Les nouveautés en BD jeunesse ou  » tout public  » se multiplient avec la fin des cours. Mais aucune n’égale la qualité de Jojo. Une série merveilleuse mais incomprise, rééditée en intégrale.

Il n’est jamais trop tard pour découvrir de grandes oeuvres et même, osons le mot, des chefs-d’oeuvre absolus de la bande dessinée. Ainsi, à l’heure où les familles vont se ruer dans les librairies à la recherche du chouette cadeau pour féliciter le gamin ou la gamine de son bon bulletin, celles-ci seraient bien avisées de ne retenir qu’un nom, si elles ne le connaissaient pas encore, ou pire, l’avaient oublié : Jojo, la série réalisée par le Belge André Geerts. Dix-huit albums publiés aux éditions Dupuis et dans le journal Spirou de 1987 à 2010, l’année de sa mort bien trop précoce, à l’âge de 54 ans.
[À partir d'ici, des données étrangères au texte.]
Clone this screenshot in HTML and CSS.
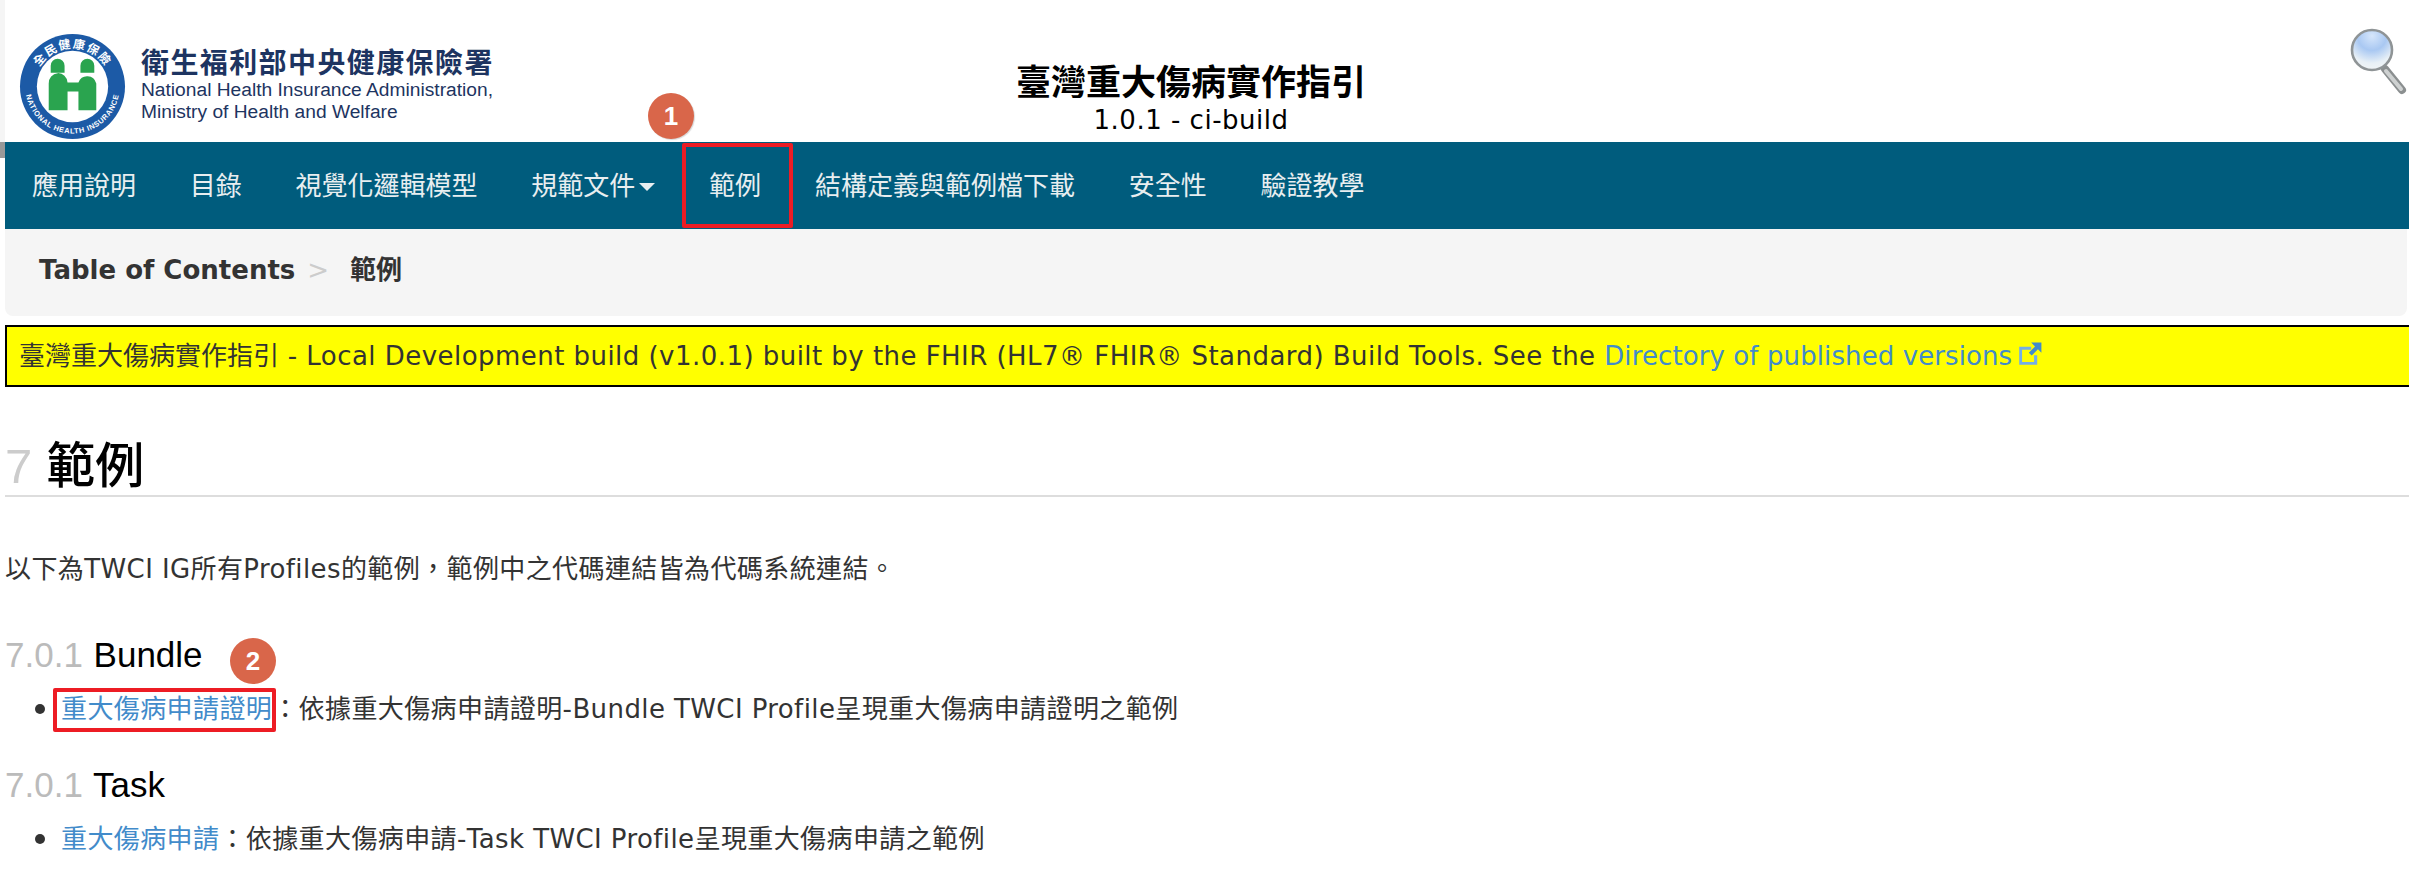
FILE: index.html
```html
<!DOCTYPE html>
<html lang="zh-Hant">
<head>
<meta charset="utf-8">
<title>範例 - 臺灣重大傷病實作指引</title>
<link rel="stylesheet" href="styles.css">
</head>
<body>
<div class="page">
  <aside class="gutter"><div class="gutter-top"></div><div class="gutter-mid"></div></aside>
  <div class="content">
    <header class="header">
      <div class="brand">
        <svg class="seal" viewBox="-54 -54 108 108" aria-hidden="true">
          <defs>
            <path id="arcTop" d="M-38.5 0 A38.5 38.5 0 0 1 38.5 0"/>
            <path id="arcBottom" d="M-47.5 0 A47.5 47.5 0 0 0 47.5 0"/>
          </defs>
          <circle r="53" fill="#1c5aa6"/>
          <circle r="36" fill="#fff"/>
          <text class="seal-cjk"><textPath href="#arcTop" startOffset="50%" text-anchor="middle">全民健康保險</textPath></text>
          <text class="seal-en"><textPath href="#arcBottom" startOffset="50%" text-anchor="middle">NATIONAL HEALTH INSURANCE</textPath></text>
          <path fill="#2aa44f" d="M-22 -14v-7a7 7 0 0 1 14 0v7zM8 -14v-7a7 7 0 0 1 14 0v7z"/>
          <path fill="#2aa44f" d="M-24 24V-3a9.5 10 0 0 1 19 -1h11a9.5 10 0 0 1 18 1V24H6V5H-5V24z"/>
        </svg>
        <div class="agency">
          <div class="agency-zh">衛生福利部中央健康保險署</div>
          <div class="agency-en">National Health Insurance Administration,</div>
          <div class="agency-en">Ministry of Health and Welfare</div>
        </div>
      </div>
      <div class="title-block">
        <div class="title">臺灣重大傷病實作指引</div>
        <div class="version">1.0.1 - ci-build</div>
      </div>
      <svg class="search" viewBox="0 0 60 76" aria-hidden="true">
        <defs>
          <radialGradient id="lens" cx="50%" cy="15%" r="90%">
            <stop offset="0" stop-color="#d6e6fb"/>
            <stop offset="0.4" stop-color="#a9c8f2"/>
            <stop offset="0.75" stop-color="#e8f0f6"/>
            <stop offset="1" stop-color="#f4f6f6"/>
          </radialGradient>
        </defs>
        <path d="M36 42L53 63" stroke="#8b8f90" stroke-width="8" stroke-linecap="round"/>
        <path d="M37 44L52 62" stroke="#ced1d1" stroke-width="4" stroke-linecap="round"/>
        <circle cx="23" cy="23" r="20" fill="url(#lens)" stroke="#8f9496" stroke-width="2.6"/>
      </svg>
    </header>
    <nav class="navbar">
      <a class="nav-item">應用說明</a>
      <a class="nav-item">目錄</a>
      <a class="nav-item">視覺化邏輯模型</a>
      <a class="nav-item">規範文件<span class="caret"></span></a>
      <a class="nav-item">範例</a>
      <a class="nav-item">結構定義與範例檔下載</a>
      <a class="nav-item">安全性</a>
      <a class="nav-item">驗證教學</a>
    </nav>
    <div class="breadcrumb"><b>Table of Contents</b><span class="sep">&gt;</span><b class="crumb-current">範例</b></div>
    <div class="notice"><span class="notice-name">臺灣重大傷病實作指引</span> - Local Development build (v1.0.1) built by the FHIR (HL7® FHIR® Standard) Build Tools. See the <a class="link notice-link">Directory of published versions<svg class="ext" viewBox="0 0 20 20" aria-hidden="true"><path class="ext-box" d="M1 4h10v2.4H3.4v10.2h10V11H16v8H1z"/><path d="M11 .5h8.500v8.500l-2.900-2.900-5.200 5.200-2.400-2.400 5.200-5.200z"/></svg></a></div>
    <main class="main">
      <h1 class="h1"><span class="num">7</span> 範例</h1>
      <p class="intro">以下為TWCI IG所有Profiles的範例，範例中之代碼連結皆為代碼系統連結。</p>
      <h3 class="h3 first"><span class="num3">7.0.1</span> Bundle</h3>
      <ul class="list"><li><a class="link">重大傷病申請證明</a>：依據重大傷病申請證明-Bundle TWCI Profile呈現重大傷病申請證明之範例</li></ul>
      <h3 class="h3"><span class="num3">7.0.1</span> Task</h3>
      <ul class="list"><li><a class="link">重大傷病申請</a>：依據重大傷病申請-Task TWCI Profile呈現重大傷病申請之範例</li></ul>
    </main>
  </div>
</div>
<div class="badge badge-one">1</div>
<div class="highlight highlight-nav"></div>
<div class="badge badge-two">2</div>
<div class="highlight highlight-link"></div>
</body>
</html>
```
FILE: styles.css
```css
html, body { margin: 0; padding: 0; background: #fff; }
body {
  width: 2409px; height: 881px; overflow: hidden; position: relative;
  font-family: "DejaVu Sans", "Noto Sans CJK TC", sans-serif;
  font-size: 26px; color: #333;
}
.page { display: flex; align-items: flex-start; width: 2409px; }
.gutter { width: 5px; flex: none; }
.gutter-top { height: 142px; background: #f5f5f5; }
.gutter-mid { height: 16px; background: #999; }
.content { flex: 1; min-width: 0; }

.header { height: 142px; display: flex; align-items: flex-start; }
.brand { display: flex; align-items: flex-start; gap: 15px; padding: 33px 0 0 14px; width: 950px; flex: none; box-sizing: border-box; }
.seal { width: 107px; height: 107px; flex: none; }
.seal-cjk { font: 700 12px "Noto Sans CJK TC", sans-serif; fill: #fff; letter-spacing: 1.4px; }
.seal-en { font: 700 7.5px "Liberation Sans", sans-serif; fill: #fff; letter-spacing: .6px; }
.agency { padding-top: 12px; color: #1d3461; font-family: "Liberation Sans", sans-serif; }
.agency-zh { font: 700 28px/32px "Noto Sans CJK TC", sans-serif; letter-spacing: 1.4px; margin-bottom: 2px; white-space: nowrap; }
.agency-en { font-size: 19.2px; line-height: 22px; white-space: nowrap; }
.title-block { width: 472px; flex: none; text-align: center; padding-top: 55px; color: #000; }
.title { font: 700 35px/50px "Noto Sans CJK TC", sans-serif; }
.version { font-size: 26px; line-height: 30px; letter-spacing: .5px; }
.search { width: 60px; height: 76px; margin: 27px 0 0 auto; flex: none; }

.navbar { height: 87px; box-sizing: border-box; padding-bottom: 4px; background: #005c7d; display: flex; align-items: center; }
.nav-item { color: #e8eef0; font: 26px/83px "Noto Sans CJK TC", sans-serif; padding: 0 26.9px; white-space: nowrap; }
.caret { display: inline-block; width: 0; height: 0; margin-left: 4px; vertical-align: 4px; border-left: 8px solid transparent; border-right: 8px solid transparent; border-top: 8px solid #e8eef0; }

.breadcrumb { height: 87px; box-sizing: border-box; padding: 0 0 5px 34px; margin-right: 2px; background: #f5f5f5; border-radius: 0 0 8px 8px; display: flex; align-items: center; color: #333; }
.breadcrumb b { font-weight: 700; }
.breadcrumb .crumb-current { margin-bottom: 5px; }
.sep { color: #ccc; margin: 0 21px 0 12px; }

.notice { margin: 9px -4px 0 0; height: 62px; box-sizing: border-box; background: #ff0; border: 2px solid #000; padding-left: 12px; line-height: 58px; letter-spacing: .46px; color: #333; white-space: nowrap; }
.notice-name { letter-spacing: 0; }
.notice-link { letter-spacing: .1px; }
.link { color: #428bca; text-decoration: none; }
.ext { width: 24px; height: 24px; fill: #428bca; margin-left: 6px; vertical-align: -1px; }
.ext-box { fill: #74aee6; }

.main { letter-spacing: .4px; }
.h1 { margin: 0; height: 61px; padding-top: 47px; border-bottom: 2px solid #ddd; font: 500 49px/56px "Noto Sans CJK TC", sans-serif; color: #000; letter-spacing: 0; }
.h1 .num { font: 400 49px "Liberation Sans", sans-serif; color: #ccc; margin-right: 3px; }
.intro { margin: 0; padding-top: 52px; line-height: 40px; }
.h3 { margin: 0; font: 400 35px/40px "Liberation Sans", sans-serif; color: #000; padding-top: 36px; letter-spacing: 0; }
.h3.first { padding-top: 46px; }
.num3 { color: #bbb; margin-right: 1px; }
.list { margin: 0; padding: 0 0 0 56px; line-height: 40px; list-style: none; }
.list li { padding-top: 14px; }
.list li::before { content: ""; display: inline-block; width: 10px; height: 10px; border-radius: 50%; background: #333; margin: 0 16px 0 -26px; vertical-align: 4px; }

.badge { position: absolute; width: 46px; height: 46px; border-radius: 50%; background: #d9664a; color: #fff; font: 700 26px/46px "Liberation Sans", sans-serif; text-align: center; }
.badge-one { left: 648px; top: 93px; box-shadow: 1px 1px 1px #d8d8d8; }
.badge-two { left: 230px; top: 638px; }
.highlight { position: absolute; box-sizing: border-box; border: 4px solid #ed1c24; border-radius: 2px; }
.highlight-nav { left: 682px; top: 143px; width: 111px; height: 85px; }
.highlight-link { left: 53px; top: 688px; width: 223px; height: 44px; }
```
Car on est prêt, ici, à prendre le pari : impossible, quel que soit son âge et ses a priori, de ne pas aimer Jojo, son entourage (sa Mamy, son ami Gros Louis, ses copains d’école, son père absent et plombier, même l’hilarant directeur) et ses aventures, à la fois simples mais si vraies ; les seules peut-être à avoir autant rendu la poésie et l’émotion de l’enfance, au même titre que Le Petit Nicolas de Goscinny et Sempé ou le Petit Noël de Franquin. Des parallèles qui ne doivent évidemment rien au hasard : André Geerts était de ceux-là, créateur d’une oeuvre universelle et certainement pas nostalgique, comme on l’a longtemps comprise ou classée. Il n’est donc jamais trop tard pour la découvrir, et réparer l’affront : les éditions Dupuis, tout en continuant la distribution des albums, poursuit l’édition de Jojo en intégrale. Le deuxième volume, abondamment fourni en dessins inédits, bonus et commentaires, est sorti récemment, et contient quatre des plus beaux albums de la série – dont l’incontournable et tellement Geerts : Le Serment d’amitié.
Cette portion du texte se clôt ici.